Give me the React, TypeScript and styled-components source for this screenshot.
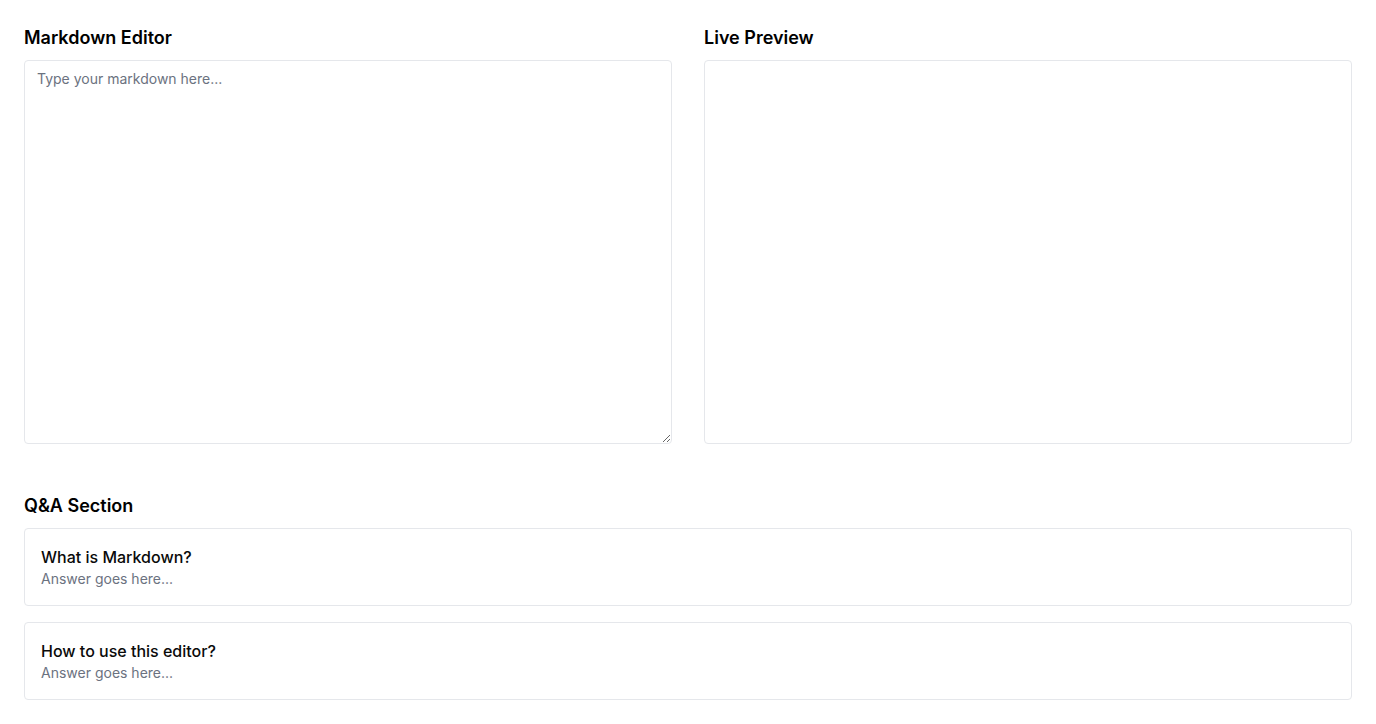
import React, { useState } from 'react';
import styled, { createGlobalStyle } from 'styled-components';

const GlobalStyle = createGlobalStyle`
  * { box-sizing: border-box; }
  body {
    margin: 0;
    background: #ffffff;
    font-family: Inter, "Noto Sans", sans-serif;
    color: #000000;
  }
`;

const Page = styled.div`
  padding: 24px;
`;

const EditorGrid = styled.div`
  display: grid;
  grid-template-columns: 1fr 1fr;
  gap: 32px;
`;

const Column = styled.div`
  display: flex;
  flex-direction: column;
`;

const Heading = styled.h2`
  margin: 0 0 8px 0;
  font-size: 18px;
  line-height: 28px;
  font-weight: 600;
  color: #000000;
`;

const Editor = styled.textarea`
  width: 100%;
  height: 384px;
  padding: 8px 12px;
  border: 1px solid #e5e7eb;
  border-radius: 4px;
  font-family: Inter, "Noto Sans", sans-serif;
  font-size: 14px;
  line-height: 20px;
  color: #000000;
  outline: none;
  resize: vertical;
  display: block;

  &::placeholder {
    color: #6b7280;
  }
`;

const Preview = styled.div`
  height: 384px;
  padding: 8px 12px;
  border: 1px solid #e5e7eb;
  border-radius: 4px;
  font-size: 14px;
  line-height: 20px;
  overflow: auto;
  white-space: pre-wrap;
`;

const QASection = styled.section`
  margin-top: 48px;
`;

const QAList = styled.div`
  display: flex;
  flex-direction: column;
  gap: 16px;
`;

const QACard = styled.div`
  border: 1px solid #e5e7eb;
  border-radius: 4px;
  padding: 16px;
`;

const Question = styled.div`
  font-size: 16px;
  line-height: 24px;
  font-weight: 500;
  color: #0a0a0a;
`;

const Answer = styled.div`
  font-size: 14px;
  line-height: 20px;
  color: #6b7280;
`;

const questions = ['What is Markdown?', 'How to use this editor?'];

export default function App() {
  const [text, setText] = useState('');

  return (
    <>
      <GlobalStyle />
      <Page>
        <EditorGrid>
          <Column>
            <Heading>Markdown Editor</Heading>
            <Editor
              placeholder="Type your markdown here..."
              value={text}
              onChange={(e) => setText(e.target.value)}
            />
          </Column>
          <Column>
            <Heading>Live Preview</Heading>
            <Preview>{text}</Preview>
          </Column>
        </EditorGrid>

        <QASection>
          <Heading>Q&amp;A Section</Heading>
          <QAList>
            {questions.map((q) => (
              <QACard key={q}>
                <Question>{q}</Question>
                <Answer>Answer goes here...</Answer>
              </QACard>
            ))}
          </QAList>
        </QASection>
      </Page>
    </>
  );
}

====================

> _Written exercise_: Find the lines containing "components" and list every one of them.

> _Output for this task_:
Give me the React, TypeScript and styled-components source for this screenshot.
import styled, { createGlobalStyle } from 'styled-components';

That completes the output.